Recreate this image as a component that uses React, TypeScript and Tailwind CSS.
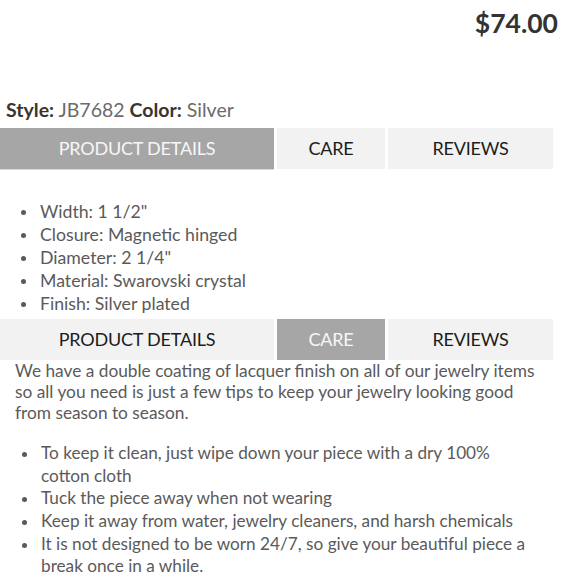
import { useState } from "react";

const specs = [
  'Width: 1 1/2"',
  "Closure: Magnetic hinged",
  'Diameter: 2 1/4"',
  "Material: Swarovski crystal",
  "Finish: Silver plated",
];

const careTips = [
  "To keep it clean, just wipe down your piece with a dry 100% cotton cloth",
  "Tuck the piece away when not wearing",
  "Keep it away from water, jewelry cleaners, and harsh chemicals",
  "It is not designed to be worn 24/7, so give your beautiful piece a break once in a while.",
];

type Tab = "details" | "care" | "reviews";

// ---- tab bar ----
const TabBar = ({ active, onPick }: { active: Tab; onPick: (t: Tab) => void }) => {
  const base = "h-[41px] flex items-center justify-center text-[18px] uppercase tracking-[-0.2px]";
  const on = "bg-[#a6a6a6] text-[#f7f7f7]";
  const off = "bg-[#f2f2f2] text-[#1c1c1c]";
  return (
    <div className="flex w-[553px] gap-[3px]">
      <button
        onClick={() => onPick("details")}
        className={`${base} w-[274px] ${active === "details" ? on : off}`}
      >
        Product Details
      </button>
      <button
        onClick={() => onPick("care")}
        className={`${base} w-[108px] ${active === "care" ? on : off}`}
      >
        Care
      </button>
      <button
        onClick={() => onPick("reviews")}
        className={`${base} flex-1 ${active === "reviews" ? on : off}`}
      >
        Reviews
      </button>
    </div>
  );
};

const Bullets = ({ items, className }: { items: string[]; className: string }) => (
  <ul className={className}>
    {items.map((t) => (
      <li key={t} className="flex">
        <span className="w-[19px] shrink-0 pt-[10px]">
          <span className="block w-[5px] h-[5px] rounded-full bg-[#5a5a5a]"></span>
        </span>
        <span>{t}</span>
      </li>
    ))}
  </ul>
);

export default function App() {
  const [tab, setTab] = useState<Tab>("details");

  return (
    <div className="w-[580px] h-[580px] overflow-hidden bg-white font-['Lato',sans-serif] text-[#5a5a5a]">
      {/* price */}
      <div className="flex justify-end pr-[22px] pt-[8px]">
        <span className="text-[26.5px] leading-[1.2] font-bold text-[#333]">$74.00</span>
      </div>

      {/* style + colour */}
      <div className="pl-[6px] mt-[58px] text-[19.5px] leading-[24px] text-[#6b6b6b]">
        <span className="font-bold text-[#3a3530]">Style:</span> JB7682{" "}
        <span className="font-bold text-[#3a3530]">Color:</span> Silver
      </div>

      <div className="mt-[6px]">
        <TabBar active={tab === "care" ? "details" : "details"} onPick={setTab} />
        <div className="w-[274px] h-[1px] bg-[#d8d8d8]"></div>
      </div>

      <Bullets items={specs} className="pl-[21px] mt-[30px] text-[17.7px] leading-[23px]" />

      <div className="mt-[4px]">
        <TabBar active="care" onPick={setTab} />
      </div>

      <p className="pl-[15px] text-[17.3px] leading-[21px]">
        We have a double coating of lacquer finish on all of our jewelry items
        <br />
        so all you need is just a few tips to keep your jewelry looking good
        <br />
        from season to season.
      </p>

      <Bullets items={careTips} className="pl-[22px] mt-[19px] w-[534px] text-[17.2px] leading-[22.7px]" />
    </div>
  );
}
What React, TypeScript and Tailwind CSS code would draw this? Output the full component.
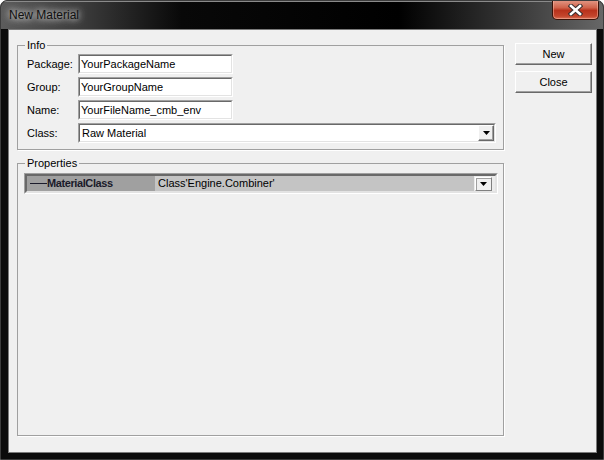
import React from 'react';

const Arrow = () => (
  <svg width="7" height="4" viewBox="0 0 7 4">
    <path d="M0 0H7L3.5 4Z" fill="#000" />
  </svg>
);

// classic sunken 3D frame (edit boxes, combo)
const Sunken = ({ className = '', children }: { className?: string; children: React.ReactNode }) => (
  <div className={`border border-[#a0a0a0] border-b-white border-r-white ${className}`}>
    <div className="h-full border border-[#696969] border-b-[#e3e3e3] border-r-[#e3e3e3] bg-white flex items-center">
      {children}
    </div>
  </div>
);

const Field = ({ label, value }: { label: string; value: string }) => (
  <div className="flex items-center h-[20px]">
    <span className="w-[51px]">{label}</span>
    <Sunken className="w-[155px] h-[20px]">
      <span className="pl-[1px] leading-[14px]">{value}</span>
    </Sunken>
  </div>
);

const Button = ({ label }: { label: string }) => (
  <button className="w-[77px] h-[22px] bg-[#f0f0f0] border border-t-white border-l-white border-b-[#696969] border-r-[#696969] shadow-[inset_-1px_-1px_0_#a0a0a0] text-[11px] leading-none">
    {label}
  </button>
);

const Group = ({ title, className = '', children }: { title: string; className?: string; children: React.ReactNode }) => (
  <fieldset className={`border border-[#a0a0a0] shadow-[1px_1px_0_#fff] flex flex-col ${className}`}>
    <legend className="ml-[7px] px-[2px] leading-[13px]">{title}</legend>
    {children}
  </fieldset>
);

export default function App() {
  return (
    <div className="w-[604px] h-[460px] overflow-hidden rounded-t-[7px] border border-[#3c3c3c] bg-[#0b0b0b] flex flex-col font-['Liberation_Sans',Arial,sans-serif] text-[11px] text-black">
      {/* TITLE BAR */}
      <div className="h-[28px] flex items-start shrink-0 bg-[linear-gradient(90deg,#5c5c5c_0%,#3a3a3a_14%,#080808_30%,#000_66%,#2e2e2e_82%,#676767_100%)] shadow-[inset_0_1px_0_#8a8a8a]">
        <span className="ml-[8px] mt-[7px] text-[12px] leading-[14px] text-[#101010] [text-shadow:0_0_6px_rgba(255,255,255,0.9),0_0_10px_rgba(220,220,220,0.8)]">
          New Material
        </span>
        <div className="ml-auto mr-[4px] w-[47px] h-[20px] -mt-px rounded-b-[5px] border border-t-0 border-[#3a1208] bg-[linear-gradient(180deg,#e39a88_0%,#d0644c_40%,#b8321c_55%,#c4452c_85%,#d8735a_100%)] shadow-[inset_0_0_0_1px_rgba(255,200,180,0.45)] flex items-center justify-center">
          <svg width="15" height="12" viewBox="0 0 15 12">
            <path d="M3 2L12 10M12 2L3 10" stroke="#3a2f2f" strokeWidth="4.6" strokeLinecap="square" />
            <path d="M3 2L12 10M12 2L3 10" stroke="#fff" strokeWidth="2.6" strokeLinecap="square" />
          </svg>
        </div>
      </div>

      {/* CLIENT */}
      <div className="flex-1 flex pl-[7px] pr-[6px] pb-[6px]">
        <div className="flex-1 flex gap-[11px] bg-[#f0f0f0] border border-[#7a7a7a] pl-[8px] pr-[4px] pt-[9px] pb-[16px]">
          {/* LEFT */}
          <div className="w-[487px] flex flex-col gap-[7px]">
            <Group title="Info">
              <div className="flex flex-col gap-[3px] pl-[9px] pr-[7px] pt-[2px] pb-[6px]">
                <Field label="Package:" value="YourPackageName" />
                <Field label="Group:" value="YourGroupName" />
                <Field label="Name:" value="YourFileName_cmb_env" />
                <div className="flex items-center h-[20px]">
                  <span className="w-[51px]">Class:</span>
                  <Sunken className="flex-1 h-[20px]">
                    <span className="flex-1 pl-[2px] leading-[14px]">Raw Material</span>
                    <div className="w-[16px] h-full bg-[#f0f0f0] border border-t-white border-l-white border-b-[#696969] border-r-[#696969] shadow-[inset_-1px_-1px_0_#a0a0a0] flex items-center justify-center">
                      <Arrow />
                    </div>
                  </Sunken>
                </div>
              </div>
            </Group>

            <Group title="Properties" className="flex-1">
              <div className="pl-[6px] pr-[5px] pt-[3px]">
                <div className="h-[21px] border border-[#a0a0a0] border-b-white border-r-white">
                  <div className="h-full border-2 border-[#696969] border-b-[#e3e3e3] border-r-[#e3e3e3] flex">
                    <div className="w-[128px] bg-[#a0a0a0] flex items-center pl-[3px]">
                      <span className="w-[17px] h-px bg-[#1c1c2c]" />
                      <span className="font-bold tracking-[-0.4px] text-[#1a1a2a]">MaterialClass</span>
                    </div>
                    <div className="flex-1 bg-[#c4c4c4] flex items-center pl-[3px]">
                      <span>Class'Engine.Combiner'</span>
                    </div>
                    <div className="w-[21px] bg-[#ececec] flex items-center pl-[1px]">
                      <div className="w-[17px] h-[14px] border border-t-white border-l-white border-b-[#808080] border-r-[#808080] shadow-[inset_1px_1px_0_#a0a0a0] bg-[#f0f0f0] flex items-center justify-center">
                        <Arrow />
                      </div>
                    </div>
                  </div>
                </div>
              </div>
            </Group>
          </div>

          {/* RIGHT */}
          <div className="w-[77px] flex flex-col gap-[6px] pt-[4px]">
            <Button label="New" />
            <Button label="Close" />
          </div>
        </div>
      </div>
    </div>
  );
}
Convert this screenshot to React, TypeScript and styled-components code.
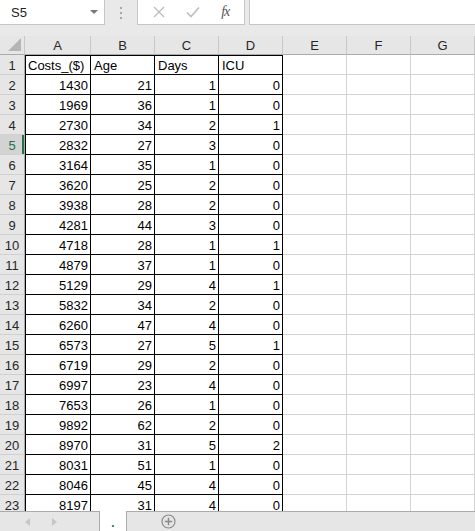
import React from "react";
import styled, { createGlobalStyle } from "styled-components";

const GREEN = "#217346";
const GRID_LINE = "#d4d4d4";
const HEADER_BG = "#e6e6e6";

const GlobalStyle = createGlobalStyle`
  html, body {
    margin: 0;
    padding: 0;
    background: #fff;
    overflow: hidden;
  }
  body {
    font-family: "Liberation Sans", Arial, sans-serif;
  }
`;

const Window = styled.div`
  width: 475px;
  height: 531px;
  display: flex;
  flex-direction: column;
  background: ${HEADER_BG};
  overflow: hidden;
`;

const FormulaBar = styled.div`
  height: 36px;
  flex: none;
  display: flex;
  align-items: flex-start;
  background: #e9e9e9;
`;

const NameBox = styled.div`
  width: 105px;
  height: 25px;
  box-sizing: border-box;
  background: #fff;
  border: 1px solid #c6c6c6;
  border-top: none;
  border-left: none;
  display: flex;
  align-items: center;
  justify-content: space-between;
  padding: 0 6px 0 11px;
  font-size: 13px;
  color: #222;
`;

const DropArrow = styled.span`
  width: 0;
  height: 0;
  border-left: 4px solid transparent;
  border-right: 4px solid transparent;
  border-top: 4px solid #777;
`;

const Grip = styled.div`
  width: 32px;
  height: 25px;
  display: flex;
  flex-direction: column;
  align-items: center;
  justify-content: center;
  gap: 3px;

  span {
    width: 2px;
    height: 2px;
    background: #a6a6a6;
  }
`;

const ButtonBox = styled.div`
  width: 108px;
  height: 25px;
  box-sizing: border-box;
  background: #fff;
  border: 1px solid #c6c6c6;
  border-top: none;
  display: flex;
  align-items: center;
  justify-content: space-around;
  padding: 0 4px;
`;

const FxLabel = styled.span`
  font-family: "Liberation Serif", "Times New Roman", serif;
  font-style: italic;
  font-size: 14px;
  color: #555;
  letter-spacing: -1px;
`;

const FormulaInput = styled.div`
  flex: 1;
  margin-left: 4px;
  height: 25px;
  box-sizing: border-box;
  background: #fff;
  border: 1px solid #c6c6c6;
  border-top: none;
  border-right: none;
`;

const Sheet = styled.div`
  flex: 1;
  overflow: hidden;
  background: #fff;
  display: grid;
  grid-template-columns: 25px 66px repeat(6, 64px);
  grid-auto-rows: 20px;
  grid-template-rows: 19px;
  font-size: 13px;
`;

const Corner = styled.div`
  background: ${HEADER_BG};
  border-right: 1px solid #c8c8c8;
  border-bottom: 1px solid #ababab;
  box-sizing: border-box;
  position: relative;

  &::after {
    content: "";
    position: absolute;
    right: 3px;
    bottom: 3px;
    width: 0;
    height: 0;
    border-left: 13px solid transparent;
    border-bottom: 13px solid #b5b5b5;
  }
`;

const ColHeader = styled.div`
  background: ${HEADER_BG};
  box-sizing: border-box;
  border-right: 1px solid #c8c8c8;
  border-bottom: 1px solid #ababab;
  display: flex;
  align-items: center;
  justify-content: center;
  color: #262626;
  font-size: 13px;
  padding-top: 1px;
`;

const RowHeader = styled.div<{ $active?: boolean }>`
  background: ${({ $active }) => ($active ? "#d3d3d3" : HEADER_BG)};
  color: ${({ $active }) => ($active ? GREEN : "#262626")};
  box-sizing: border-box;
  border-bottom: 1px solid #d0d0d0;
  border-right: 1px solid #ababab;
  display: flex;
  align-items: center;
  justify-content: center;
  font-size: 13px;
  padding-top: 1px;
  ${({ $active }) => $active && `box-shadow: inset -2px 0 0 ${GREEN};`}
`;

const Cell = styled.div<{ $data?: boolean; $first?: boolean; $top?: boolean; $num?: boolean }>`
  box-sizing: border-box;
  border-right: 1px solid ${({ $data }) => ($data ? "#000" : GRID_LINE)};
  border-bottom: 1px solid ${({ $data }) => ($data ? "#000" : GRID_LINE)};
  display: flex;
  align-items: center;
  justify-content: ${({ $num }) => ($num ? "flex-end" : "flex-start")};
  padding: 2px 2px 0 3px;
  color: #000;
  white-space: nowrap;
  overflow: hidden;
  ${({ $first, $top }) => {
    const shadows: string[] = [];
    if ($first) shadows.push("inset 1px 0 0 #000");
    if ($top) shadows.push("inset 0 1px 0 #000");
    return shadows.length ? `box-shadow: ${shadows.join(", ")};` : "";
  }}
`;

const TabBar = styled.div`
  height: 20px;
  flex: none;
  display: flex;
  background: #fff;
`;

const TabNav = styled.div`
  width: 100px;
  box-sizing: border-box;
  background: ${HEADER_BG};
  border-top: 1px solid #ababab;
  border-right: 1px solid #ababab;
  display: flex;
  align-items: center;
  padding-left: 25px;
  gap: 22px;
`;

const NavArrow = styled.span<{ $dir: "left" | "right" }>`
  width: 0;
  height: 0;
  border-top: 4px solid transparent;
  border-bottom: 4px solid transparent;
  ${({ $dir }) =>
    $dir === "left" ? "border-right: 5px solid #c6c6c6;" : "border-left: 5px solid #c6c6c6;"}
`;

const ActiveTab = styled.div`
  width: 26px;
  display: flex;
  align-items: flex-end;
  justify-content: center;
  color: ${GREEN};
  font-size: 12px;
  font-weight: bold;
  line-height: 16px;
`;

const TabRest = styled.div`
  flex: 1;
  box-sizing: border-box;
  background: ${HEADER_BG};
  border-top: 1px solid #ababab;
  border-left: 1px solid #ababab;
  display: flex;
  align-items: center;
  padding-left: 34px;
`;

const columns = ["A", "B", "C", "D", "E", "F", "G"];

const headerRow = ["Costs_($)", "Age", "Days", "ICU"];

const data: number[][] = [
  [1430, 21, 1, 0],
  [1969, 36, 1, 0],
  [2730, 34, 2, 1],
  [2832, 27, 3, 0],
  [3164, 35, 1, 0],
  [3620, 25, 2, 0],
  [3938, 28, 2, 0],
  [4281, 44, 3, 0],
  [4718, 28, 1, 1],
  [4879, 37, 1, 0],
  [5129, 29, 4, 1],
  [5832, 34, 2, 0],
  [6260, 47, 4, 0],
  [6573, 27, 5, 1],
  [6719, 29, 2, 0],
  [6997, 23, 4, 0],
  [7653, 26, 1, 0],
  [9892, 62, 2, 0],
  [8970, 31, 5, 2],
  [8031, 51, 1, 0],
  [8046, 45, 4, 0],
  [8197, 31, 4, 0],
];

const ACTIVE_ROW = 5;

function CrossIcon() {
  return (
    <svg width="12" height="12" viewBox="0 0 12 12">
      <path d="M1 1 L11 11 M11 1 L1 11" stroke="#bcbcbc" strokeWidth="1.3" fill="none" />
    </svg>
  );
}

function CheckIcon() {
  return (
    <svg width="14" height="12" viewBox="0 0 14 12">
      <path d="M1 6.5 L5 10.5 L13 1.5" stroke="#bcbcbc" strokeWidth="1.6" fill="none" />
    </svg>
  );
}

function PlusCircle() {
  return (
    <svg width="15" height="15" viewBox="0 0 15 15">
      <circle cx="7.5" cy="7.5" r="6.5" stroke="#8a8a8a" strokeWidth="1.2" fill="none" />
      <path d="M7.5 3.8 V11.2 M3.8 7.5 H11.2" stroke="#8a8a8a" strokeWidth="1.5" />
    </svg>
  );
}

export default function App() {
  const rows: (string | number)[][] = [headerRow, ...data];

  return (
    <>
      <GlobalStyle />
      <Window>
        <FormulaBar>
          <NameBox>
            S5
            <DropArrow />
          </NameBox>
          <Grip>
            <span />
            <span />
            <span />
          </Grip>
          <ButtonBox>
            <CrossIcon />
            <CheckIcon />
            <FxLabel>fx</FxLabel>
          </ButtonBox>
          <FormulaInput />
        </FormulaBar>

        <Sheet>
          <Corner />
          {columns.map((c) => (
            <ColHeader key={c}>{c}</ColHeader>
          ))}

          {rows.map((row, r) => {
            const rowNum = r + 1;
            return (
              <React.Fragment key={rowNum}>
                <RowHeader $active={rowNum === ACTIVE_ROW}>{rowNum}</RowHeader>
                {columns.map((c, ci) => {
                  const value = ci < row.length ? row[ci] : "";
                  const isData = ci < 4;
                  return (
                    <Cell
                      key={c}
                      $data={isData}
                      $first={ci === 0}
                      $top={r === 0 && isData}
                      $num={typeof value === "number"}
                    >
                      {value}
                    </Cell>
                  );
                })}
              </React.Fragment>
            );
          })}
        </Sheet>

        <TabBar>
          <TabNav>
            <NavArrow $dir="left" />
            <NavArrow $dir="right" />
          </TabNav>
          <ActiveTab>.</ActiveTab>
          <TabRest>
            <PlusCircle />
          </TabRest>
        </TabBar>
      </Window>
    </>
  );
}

» **Task**: From the data above, work out how many lines hold "this". Answer with the number alone.

» **The result**: 3